BBC: Bush's Grandfather Planned White House Coup

Here's an excellent illustration of how the left practices "journalism:"

A BBC Radio 4 investigation sheds new light on a major subject that has received little historical attention, the conspiracy on behalf of a group of influential powerbrokers, led by Prescott Bush, to overthrow FDR and implement a fascist dictatorship in the U.S. based around the ideology of Mussolini and Hitler.

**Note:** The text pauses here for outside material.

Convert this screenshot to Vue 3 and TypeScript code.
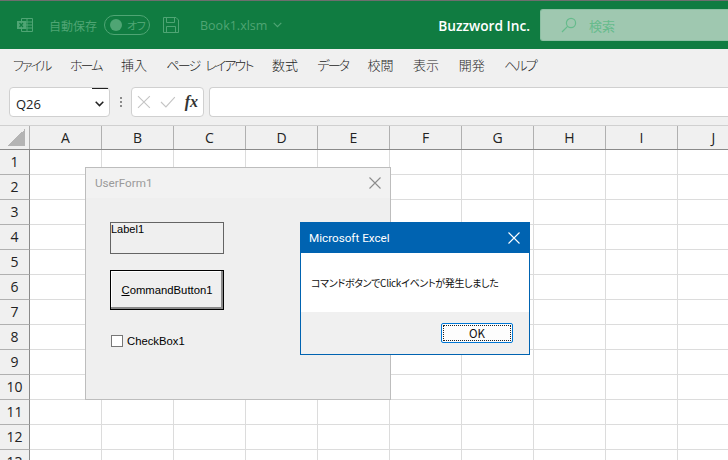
<script setup lang="ts">
const menus = [
  { label: 'ファイル', kana: true },
  { label: 'ホーム', kana: true },
  { label: '挿入', kana: false },
  { label: 'ページ レイアウト', kana: true },
  { label: '数式', kana: false },
  { label: 'データ', kana: true },
  { label: '校閲', kana: false },
  { label: '表示', kana: false },
  { label: '開発', kana: false },
  { label: 'ヘルプ', kana: true },
];
const columns = ['A', 'B', 'C', 'D', 'E', 'F', 'G', 'H', 'I', 'J'];
const rows = Array.from({ length: 13 }, (_, i) => i + 1);
</script>

<template>
  <div class="excel">
    <header class="title-bar">
      <svg class="app-icon" width="16" height="16" viewBox="0 0 16 16" fill="none" stroke="#4fa574">
        <path d="M4.5 1.5h11v13h-11v-3M4.5 4.5v-3M10 1.5v13M4.5 5h11M4.5 8h11M4.5 11h11" />
        <rect x="0" y="4" width="9" height="8" fill="#4fa574" stroke="none" />
        <path d="M2.5 6l3.5 4M6 6l-3.5 4" stroke="#107c41" stroke-width="1.2" />
      </svg>
      <span class="autosave">自動保存</span>
      <span class="toggle"><i class="knob"></i><b>オフ</b></span>
      <svg class="save-icon" width="16" height="16" viewBox="0 0 16 16" fill="none" stroke="#4fa574">
        <path d="M.5.5h12.5l2.5 2.5v12.5H.5zM3.5.5v5h8v-5M3.5 15.5v-6h9v6" />
      </svg>
      <span class="file-name">Book1.xlsm</span>
      <svg class="chevron" width="9" height="6" viewBox="0 0 9 6" fill="none" stroke="#4fa574" stroke-width="1.2">
        <path d="M.7.8l3.8 3.8L8.3.8" />
      </svg>
      <span class="company">Buzzword Inc.</span>
      <div class="search">
        <svg width="16" height="16" viewBox="0 0 16 16" fill="none" stroke="#66bb8c" stroke-width="1.2">
          <circle cx="10" cy="6" r="4.6" />
          <path d="M6.6 9.4L1 15" />
        </svg>
        <span>検索</span>
      </div>
    </header>

    <nav class="menu-bar">
      <span v-for="menu in menus" :key="menu.label" class="menu-item" :class="{ kana: menu.kana }">{{ menu.label }}</span>
    </nav>

    <div class="formula-bar">
      <div class="name-box">
        <span>Q26</span>
        <svg width="9" height="6" viewBox="0 0 9 6" fill="none" stroke="#222" stroke-width="1.5">
          <path d="M.7.8l3.8 3.8L8.3.8" />
        </svg>
      </div>
      <span class="grip"><i></i><i></i><i></i></span>
      <div class="formula-buttons">
        <svg width="14" height="14" viewBox="0 0 14 14" fill="none" stroke="#c4c4c4" stroke-width="1.1">
          <path d="M1 1l12 12M13 1L1 13" />
        </svg>
        <svg width="16" height="12" viewBox="0 0 16 12" fill="none" stroke="#c4c4c4" stroke-width="1.1">
          <path d="M1 6l5 5L15 1" />
        </svg>
        <em>fx</em>
      </div>
      <div class="formula-input"></div>
    </div>

    <main class="sheet">
      <div class="col-head">
        <div class="corner"><i></i></div>
        <div v-for="col in columns" :key="col" class="col-cell">{{ col }}</div>
      </div>
      <div v-for="row in rows" :key="row" class="row">
        <div class="row-cell">{{ row }}</div>
        <div v-for="col in columns" :key="col" class="cell"></div>
      </div>

      <section class="user-form">
        <div class="form-title">
          <span>UserForm1</span>
          <svg width="12" height="12" viewBox="0 0 12 12" fill="none" stroke="#8c8c8c" stroke-width="1.1">
            <path d="M.5.5l11 11M11.5.5l-11 11" />
          </svg>
        </div>
        <div class="form-body">
          <div class="vb-label">Label1</div>
          <div class="vb-button"><span><u>C</u>ommandButton1</span></div>
          <label class="vb-check"><i></i>CheckBox1</label>
        </div>
      </section>

      <section class="msg-box">
        <div class="msg-title">
          <span>Microsoft Excel</span>
          <svg width="12" height="12" viewBox="0 0 12 12" fill="none" stroke="#fff" stroke-width="1.1">
            <path d="M.5.5l11 11M11.5.5l-11 11" />
          </svg>
        </div>
        <div class="msg-text">コマンドボタンでClickイベントが発生しました</div>
        <div class="msg-foot">
          <div class="ok-button"><span>OK</span></div>
        </div>
      </section>
    </main>
  </div>
</template>

<style scoped>
.excel {
  width: 728px;
  height: 460px;
  overflow: hidden;
  display: flex;
  flex-direction: column;
  background: #fff;
  font-family: "Noto Sans CJK JP", "Noto Sans", sans-serif;
  font-feature-settings: "palt";
}

.title-bar {
  height: 48px;
  flex: none;
  border-top: 1px solid #6e6e6e;
  background: #107c41;
  display: flex;
  align-items: center;
  padding-left: 17px;
  color: #4fa574;
  font-size: 12px;
}

.autosave {
  margin-left: 16px;
  font-feature-settings: normal;
}

.toggle {
  margin-left: 7px;
  width: 46px;
  height: 20px;
  box-sizing: border-box;
  border: 1px solid #4fa574;
  border-radius: 10px;
  display: flex;
  align-items: center;
  padding-left: 5px;
}

.knob {
  width: 12px;
  height: 12px;
  border-radius: 50%;
  background: #4fa574;
}

.toggle b {
  margin-left: 5px;
  font-weight: 400;
  font-size: 11px;
  letter-spacing: -0.5px;
}

.save-icon {
  margin-left: 13px;
}

.file-name {
  margin-left: 21px;
  font-family: "Open Sans", sans-serif;
  font-size: 12.5px;
}

.chevron {
  margin-left: 6px;
}

.company {
  margin-left: auto;
  color: #fff;
  font-family: "Open Sans", sans-serif;
  font-size: 13.7px;
  font-weight: 600;
}

.search {
  margin-left: 10px;
  width: 188px;
  height: 32px;
  box-sizing: border-box;
  border-radius: 3px 0 0 3px;
  background: #9fc8b0;
  border: 1px solid #8cc0a3;
  border-right: 0;
  display: flex;
  align-items: center;
  gap: 12px;
  padding-left: 20px;
  color: #66bb8c;
  font-size: 13px;
}

.menu-bar {
  height: 38px;
  flex: none;
  background: #f0f0f0;
  display: flex;
  align-items: center;
  padding: 0 0 7px 13px;
  box-sizing: border-box;
  gap: 19.5px;
  color: #262626;
  font-size: 13px;
  font-weight: 300;
}

.menu-item.kana {
  letter-spacing: -1.9px;
  word-spacing: 5px;
}

.formula-bar {
  height: 38px;
  flex: none;
  box-sizing: border-box;
  background: #f0f0f0;
  display: flex;
  align-items: flex-start;
  padding: 0 0 0 9px;
}

.name-box,
.formula-buttons,
.formula-input {
  height: 30px;
  box-sizing: border-box;
  background: #fff;
  border: 1px solid #d0d0d0;
  display: flex;
  align-items: center;
}

.name-box {
  width: 101px;
  border-radius: 4px;
  padding: 3px 5px 0 6px;
  justify-content: space-between;
  font-size: 13px;
  color: #222;
  font-family: "Open Sans", sans-serif;
  position: relative;
}

.name-box::after {
  content: "";
  position: absolute;
  top: 0;
  right: 1px;
  width: 16px;
  height: 1px;
  background: #222;
}

.grip {
  width: 21px;
  height: 30px;
  display: flex;
  flex-direction: column;
  align-items: center;
  justify-content: center;
  gap: 2px;
}

.grip i {
  width: 2px;
  height: 2px;
  background: #8a8a8a;
}

.formula-buttons {
  width: 73px;
  border-radius: 4px;
  padding: 0 5px;
  gap: 9px;
}

.formula-buttons em {
  font-family: "Liberation Serif", serif;
  font-size: 16px;
  font-weight: 700;
  color: #333;
}

.formula-input {
  margin-left: 5px;
  flex: 1;
  border-radius: 4px 0 0 4px;
  border-right: 0;
}

.sheet {
  position: relative;
  flex: 1;
  overflow: hidden;
}

.col-head,
.row {
  display: flex;
}

.col-head {
  height: 25px;
  box-sizing: border-box;
  background: #f0f0f0;
  border-top: 1px solid #d0d0d0;
  border-bottom: 1px solid #8a8a8a;
}

.corner {
  width: 30px;
  flex: none;
  box-sizing: border-box;
  border-right: 1px solid #b0b0b0;
  display: flex;
  align-items: flex-end;
  justify-content: flex-end;
  padding: 0 4px 3px 0;
}

.corner i {
  width: 17px;
  height: 17px;
  background: linear-gradient(to bottom right, transparent 50%, #b4b4b4 50%);
}

.col-cell {
  width: 72px;
  flex: none;
  box-sizing: border-box;
  border-right: 1px solid #b0b0b0;
  display: flex;
  align-items: center;
  justify-content: center;
  font-size: 14px;
  color: #222;
  font-family: "Open Sans", sans-serif;
}

.row {
  height: 25px;
}

.row-cell {
  width: 30px;
  flex: none;
  box-sizing: border-box;
  background: #f0f0f0;
  border-right: 1px solid #8a8a8a;
  border-bottom: 1px solid #b0b0b0;
  display: flex;
  align-items: center;
  justify-content: center;
  padding-bottom: 2px;
  font-size: 14px;
  color: #222;
  font-family: "Open Sans", sans-serif;
}

.cell {
  width: 72px;
  flex: none;
  box-sizing: border-box;
  border-right: 1px solid #dcdcdc;
  border-bottom: 1px solid #dcdcdc;
}

.user-form {
  position: absolute;
  left: 85px;
  top: 42px;
  width: 306px;
  height: 233px;
  box-sizing: border-box;
  background: #efefef;
  border: 1px solid #bdbdbd;
  display: flex;
  flex-direction: column;
}

.form-title {
  height: 30px;
  flex: none;
  background: #f2f2f2;
  display: flex;
  align-items: center;
  justify-content: space-between;
  padding: 0 9px;
  color: #9a9a9a;
  font-size: 11.7px;
  font-family: Roboto, sans-serif;
}

.form-body {
  padding: 24px 0 0 24px;
  font-family: "Liberation Sans", sans-serif;
  font-size: 11.3px;
  color: #000;
}

.vb-label {
  width: 114px;
  height: 32px;
  box-sizing: border-box;
  border: 1px solid #646464;
  line-height: 12px;
  font-size: 11px;
}

.vb-button {
  margin-top: 16px;
  width: 114px;
  height: 40px;
  box-sizing: border-box;
  border: 1px solid #000;
  box-shadow: inset -2px -2px 0 #8a8a8a, inset 1px 1px 0 #fff;
  display: flex;
  align-items: center;
  justify-content: center;
}

.vb-check {
  margin-top: 25px;
  display: flex;
  align-items: center;
  gap: 4px;
}

.vb-check i {
  margin-left: 1px;
  width: 12px;
  height: 12px;
  box-sizing: border-box;
  background: #fff;
  border: 1px solid #777;
}

.msg-box {
  position: absolute;
  left: 300px;
  top: 97px;
  width: 230px;
  height: 133px;
  box-sizing: border-box;
  background: #fff;
  border: 1px solid #0063b1;
  display: flex;
  flex-direction: column;
}

.msg-title {
  height: 30px;
  flex: none;
  background: #0063b1;
  color: #fff;
  display: flex;
  align-items: center;
  justify-content: space-between;
  padding: 0 9px 1px 8px;
  box-sizing: border-box;
  font-size: 11.7px;
  font-family: Roboto, sans-serif;
}

.msg-text {
  height: 59px;
  flex: none;
  display: flex;
  align-items: center;
  padding-left: 10px;
  font-size: 10px;
  letter-spacing: -0.33px;
  white-space: nowrap;
  color: #111;
}

.msg-foot {
  flex: 1;
  background: #f0f0f0;
  display: flex;
  align-items: center;
  justify-content: flex-end;
  padding-right: 16px;
}

.ok-button {
  width: 72px;
  height: 20px;
  box-sizing: border-box;
  background: #fdfdfd;
  border: 1px solid #0078d7;
  border-radius: 2px;
  padding: 1px;
  font-size: 11.5px;
  color: #111;
}

.ok-button span {
  display: flex;
  align-items: center;
  justify-content: center;
  height: 100%;
  box-sizing: border-box;
  border: 1px dotted #222;
}
</style>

In 1933, Marine Corps Maj.-Gen. Smedley Butler was approached by a wealthy and secretive group of industrialists and bankers, including Prescott Bush the current President's grandfather, who asked him to command a 500,000 strong rogue army of veterans that would help stage a coup to topple then President Franklin Delano Roosevelt.
Did the BBC actually run a program that stated Prescott Bush planned a coup against Roosevelt?

The answer is no:
The coup was aimed at toppling President Franklin D Roosevelt with the help of half-a-million war veterans. The plotters, who were alleged to involve some of the most famous families in America, (owners of Heinz, Birds Eye, Goodtea, Maxwell Hse & George Bush’s Grandfather, Prescott) believed that their country should adopt the policies of Hitler and Mussolini to beat the great depression.
So we've gone from Grandad Bush planning the coup to being a member of a "secretive group of industrialists" who asked a Marine Corps general to command a 500,000 man army to topple FDR. Do they have it now?

Well...dunno:
Footnotes

1. See Jules Archer, The Plot to Seize the White House (New York: Hawthorn Books, 1973) Archer's book is "the first effort to tell the whole story of the plot in sequence and full detail." Also see George Wolfskill, The Revolt of the Conservatives (Boston: Houghton, Mifflin, 1962), which has extensive material on the plot. The interested reader should also take a look at George Seldes, One Thousand Americans (New York: Honi & Gaer, 1947). Unfortunately, while these books have kept the event alive—a valiant effort that should by no means be underrated—they do reflect an amteurish confusion of fascism with moderation. Supporters of the Constitution would, of course, absolutely reject the dictatorial efforts described. Some groups, such as the American Conservative Union for instance, have for a decade aimed their attacks at the targets identified by Archer and Seldes. The misinterpretation by the latter authors is accentuated because confusion over the meaning of conservatism also prevented these authors from exploring the possibility that Wall Street had none other than Franklin Delano Roosevelt in mind as "the man on the white horse."
The linked article not only doesn't even mention Prescott Bush, it doesn't mention the company he worked for; Brown Brothers Harriman. It would seem that even if Pappy Bush were part of this obviously numbskull plot to overthrow the government, his role was considerably less than intimated by both Prison Planet and the BBC.

The left never lets the truth get in the way of a good story that will make Bush look bad.